--- Start ---

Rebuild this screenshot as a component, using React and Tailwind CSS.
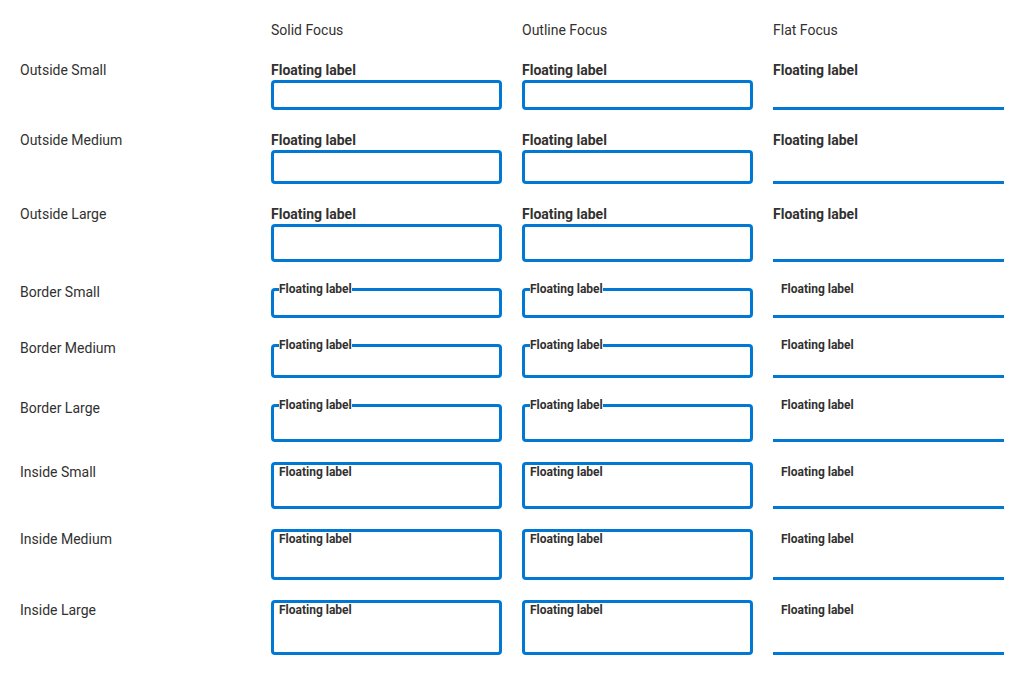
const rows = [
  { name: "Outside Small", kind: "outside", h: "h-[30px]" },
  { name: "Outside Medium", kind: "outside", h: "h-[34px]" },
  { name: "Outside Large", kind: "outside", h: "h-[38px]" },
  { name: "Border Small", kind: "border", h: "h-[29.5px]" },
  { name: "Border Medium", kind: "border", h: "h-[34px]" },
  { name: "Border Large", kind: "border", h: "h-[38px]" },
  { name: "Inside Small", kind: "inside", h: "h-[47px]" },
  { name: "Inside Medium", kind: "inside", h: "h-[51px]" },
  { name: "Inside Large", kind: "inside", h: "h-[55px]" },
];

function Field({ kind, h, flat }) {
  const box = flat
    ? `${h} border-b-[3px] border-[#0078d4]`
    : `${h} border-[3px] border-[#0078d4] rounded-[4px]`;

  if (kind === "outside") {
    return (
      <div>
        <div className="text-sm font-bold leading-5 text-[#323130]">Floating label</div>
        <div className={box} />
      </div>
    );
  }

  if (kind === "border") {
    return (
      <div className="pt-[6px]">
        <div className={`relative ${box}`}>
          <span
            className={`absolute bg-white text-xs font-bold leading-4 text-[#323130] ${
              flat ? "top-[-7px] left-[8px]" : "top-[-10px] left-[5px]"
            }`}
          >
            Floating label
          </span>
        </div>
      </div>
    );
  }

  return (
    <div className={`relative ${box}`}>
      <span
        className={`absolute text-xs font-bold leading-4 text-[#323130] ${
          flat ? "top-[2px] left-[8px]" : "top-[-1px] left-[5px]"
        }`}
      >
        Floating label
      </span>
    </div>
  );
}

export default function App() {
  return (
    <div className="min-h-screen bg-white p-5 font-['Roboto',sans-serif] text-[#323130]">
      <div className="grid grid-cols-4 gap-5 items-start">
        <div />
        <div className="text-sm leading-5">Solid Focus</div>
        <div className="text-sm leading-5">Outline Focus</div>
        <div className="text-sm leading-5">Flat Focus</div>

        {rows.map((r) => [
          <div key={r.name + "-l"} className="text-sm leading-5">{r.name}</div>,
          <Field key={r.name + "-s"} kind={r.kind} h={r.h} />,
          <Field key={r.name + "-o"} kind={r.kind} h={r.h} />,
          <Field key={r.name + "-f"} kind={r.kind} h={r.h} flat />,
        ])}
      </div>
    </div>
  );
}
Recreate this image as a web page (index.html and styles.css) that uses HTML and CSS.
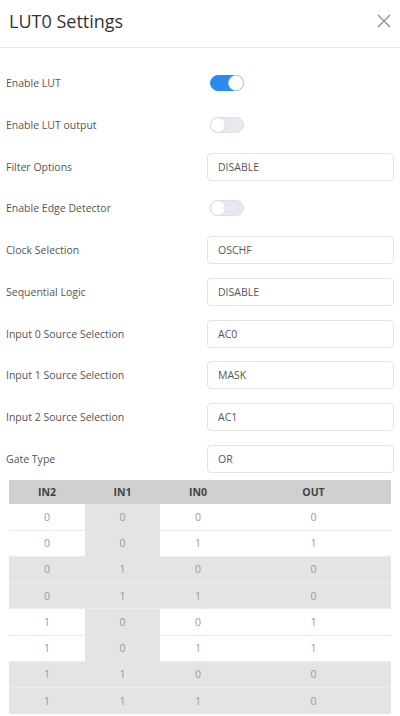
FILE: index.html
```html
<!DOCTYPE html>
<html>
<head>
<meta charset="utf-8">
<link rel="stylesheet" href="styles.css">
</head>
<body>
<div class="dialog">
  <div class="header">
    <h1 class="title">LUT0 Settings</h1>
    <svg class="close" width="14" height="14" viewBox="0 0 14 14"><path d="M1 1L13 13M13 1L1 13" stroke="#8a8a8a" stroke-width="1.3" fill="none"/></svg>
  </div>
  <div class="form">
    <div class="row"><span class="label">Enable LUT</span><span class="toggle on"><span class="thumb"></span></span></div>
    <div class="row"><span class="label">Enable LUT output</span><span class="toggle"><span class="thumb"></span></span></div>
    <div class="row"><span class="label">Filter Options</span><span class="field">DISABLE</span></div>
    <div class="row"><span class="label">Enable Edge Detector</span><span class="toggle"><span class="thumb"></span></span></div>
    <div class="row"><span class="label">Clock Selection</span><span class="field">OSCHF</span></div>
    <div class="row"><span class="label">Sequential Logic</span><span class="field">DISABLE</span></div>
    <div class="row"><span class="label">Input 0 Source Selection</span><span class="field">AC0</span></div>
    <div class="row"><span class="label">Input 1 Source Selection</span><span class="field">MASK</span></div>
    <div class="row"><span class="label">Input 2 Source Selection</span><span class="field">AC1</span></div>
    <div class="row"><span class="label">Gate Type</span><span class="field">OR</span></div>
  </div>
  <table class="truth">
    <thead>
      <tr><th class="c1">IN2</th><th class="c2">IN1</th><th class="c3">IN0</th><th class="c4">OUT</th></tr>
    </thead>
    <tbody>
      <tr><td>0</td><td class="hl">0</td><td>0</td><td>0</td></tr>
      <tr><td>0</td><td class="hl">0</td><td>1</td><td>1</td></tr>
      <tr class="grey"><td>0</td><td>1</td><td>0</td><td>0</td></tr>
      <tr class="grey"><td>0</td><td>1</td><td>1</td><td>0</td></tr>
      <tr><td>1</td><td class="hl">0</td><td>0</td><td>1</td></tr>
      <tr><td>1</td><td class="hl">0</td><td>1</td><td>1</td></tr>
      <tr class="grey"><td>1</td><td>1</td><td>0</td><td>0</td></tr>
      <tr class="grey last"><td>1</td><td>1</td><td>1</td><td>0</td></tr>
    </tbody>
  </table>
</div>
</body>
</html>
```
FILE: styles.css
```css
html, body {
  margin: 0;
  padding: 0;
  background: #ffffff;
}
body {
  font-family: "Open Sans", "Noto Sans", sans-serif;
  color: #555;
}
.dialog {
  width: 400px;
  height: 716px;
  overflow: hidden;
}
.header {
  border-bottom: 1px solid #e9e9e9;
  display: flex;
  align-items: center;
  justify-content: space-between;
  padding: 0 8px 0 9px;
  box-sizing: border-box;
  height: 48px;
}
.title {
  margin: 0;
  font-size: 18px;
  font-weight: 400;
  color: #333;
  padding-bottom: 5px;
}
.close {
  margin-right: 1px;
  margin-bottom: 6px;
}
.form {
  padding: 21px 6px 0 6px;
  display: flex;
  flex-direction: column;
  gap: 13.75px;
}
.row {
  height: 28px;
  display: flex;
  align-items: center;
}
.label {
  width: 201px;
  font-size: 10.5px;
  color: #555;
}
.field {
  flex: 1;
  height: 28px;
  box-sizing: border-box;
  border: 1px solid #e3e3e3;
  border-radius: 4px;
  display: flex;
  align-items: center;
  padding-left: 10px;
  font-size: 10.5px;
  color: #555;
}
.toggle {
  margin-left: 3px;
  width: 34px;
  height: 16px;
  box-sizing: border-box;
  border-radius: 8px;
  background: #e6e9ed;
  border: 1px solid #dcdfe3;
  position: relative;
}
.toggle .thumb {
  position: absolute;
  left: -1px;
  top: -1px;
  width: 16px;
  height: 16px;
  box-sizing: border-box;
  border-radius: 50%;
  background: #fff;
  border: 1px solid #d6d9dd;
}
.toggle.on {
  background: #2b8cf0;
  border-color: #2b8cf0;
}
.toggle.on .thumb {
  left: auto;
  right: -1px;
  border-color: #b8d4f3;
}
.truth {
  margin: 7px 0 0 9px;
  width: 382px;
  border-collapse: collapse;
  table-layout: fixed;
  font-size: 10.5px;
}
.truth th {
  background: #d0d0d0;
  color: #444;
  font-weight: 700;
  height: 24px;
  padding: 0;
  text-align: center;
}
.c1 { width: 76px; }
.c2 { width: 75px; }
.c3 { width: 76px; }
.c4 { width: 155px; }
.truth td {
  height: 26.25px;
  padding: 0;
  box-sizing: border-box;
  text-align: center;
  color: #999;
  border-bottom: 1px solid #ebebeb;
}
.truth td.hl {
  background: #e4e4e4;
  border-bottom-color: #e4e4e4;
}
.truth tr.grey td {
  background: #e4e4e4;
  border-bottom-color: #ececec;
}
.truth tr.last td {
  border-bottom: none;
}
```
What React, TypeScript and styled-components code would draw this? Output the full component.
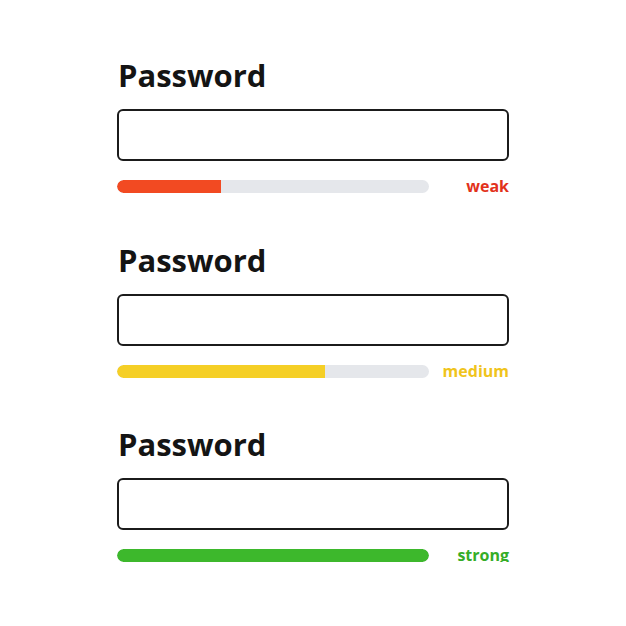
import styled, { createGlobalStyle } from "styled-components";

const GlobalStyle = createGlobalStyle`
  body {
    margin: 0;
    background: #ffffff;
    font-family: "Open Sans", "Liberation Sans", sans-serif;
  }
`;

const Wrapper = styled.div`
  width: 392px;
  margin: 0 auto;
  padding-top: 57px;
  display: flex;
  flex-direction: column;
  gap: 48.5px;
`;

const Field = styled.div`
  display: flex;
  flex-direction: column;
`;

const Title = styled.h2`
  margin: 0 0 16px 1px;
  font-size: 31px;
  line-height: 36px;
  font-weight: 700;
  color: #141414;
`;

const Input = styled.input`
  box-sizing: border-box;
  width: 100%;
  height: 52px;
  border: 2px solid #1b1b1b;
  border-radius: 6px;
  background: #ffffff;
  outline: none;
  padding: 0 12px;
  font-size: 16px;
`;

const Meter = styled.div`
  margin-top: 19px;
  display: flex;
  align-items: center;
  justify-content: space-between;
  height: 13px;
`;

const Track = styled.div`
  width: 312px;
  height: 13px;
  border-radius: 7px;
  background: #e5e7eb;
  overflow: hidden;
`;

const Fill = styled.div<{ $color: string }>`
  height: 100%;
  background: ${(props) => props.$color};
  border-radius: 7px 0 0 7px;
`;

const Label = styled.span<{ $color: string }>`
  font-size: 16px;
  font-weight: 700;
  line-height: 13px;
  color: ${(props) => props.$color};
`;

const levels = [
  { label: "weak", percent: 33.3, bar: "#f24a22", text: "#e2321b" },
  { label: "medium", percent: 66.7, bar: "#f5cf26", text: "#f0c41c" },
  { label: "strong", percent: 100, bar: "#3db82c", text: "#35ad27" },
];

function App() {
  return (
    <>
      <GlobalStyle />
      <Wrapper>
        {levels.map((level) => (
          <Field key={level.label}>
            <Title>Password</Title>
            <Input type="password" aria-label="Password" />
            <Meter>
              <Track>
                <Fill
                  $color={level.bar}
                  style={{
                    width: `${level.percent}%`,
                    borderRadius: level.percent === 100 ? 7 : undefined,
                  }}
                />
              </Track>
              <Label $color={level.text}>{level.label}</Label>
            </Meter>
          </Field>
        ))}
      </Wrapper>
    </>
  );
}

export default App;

--- End ---

Required task ▸ Which lines include the word "React"? Copy every one of them.

Task result ▸
Rebuild this screenshot as a component, using React and Tailwind CSS.
What React, TypeScript and styled-components code would draw this? Output the full component.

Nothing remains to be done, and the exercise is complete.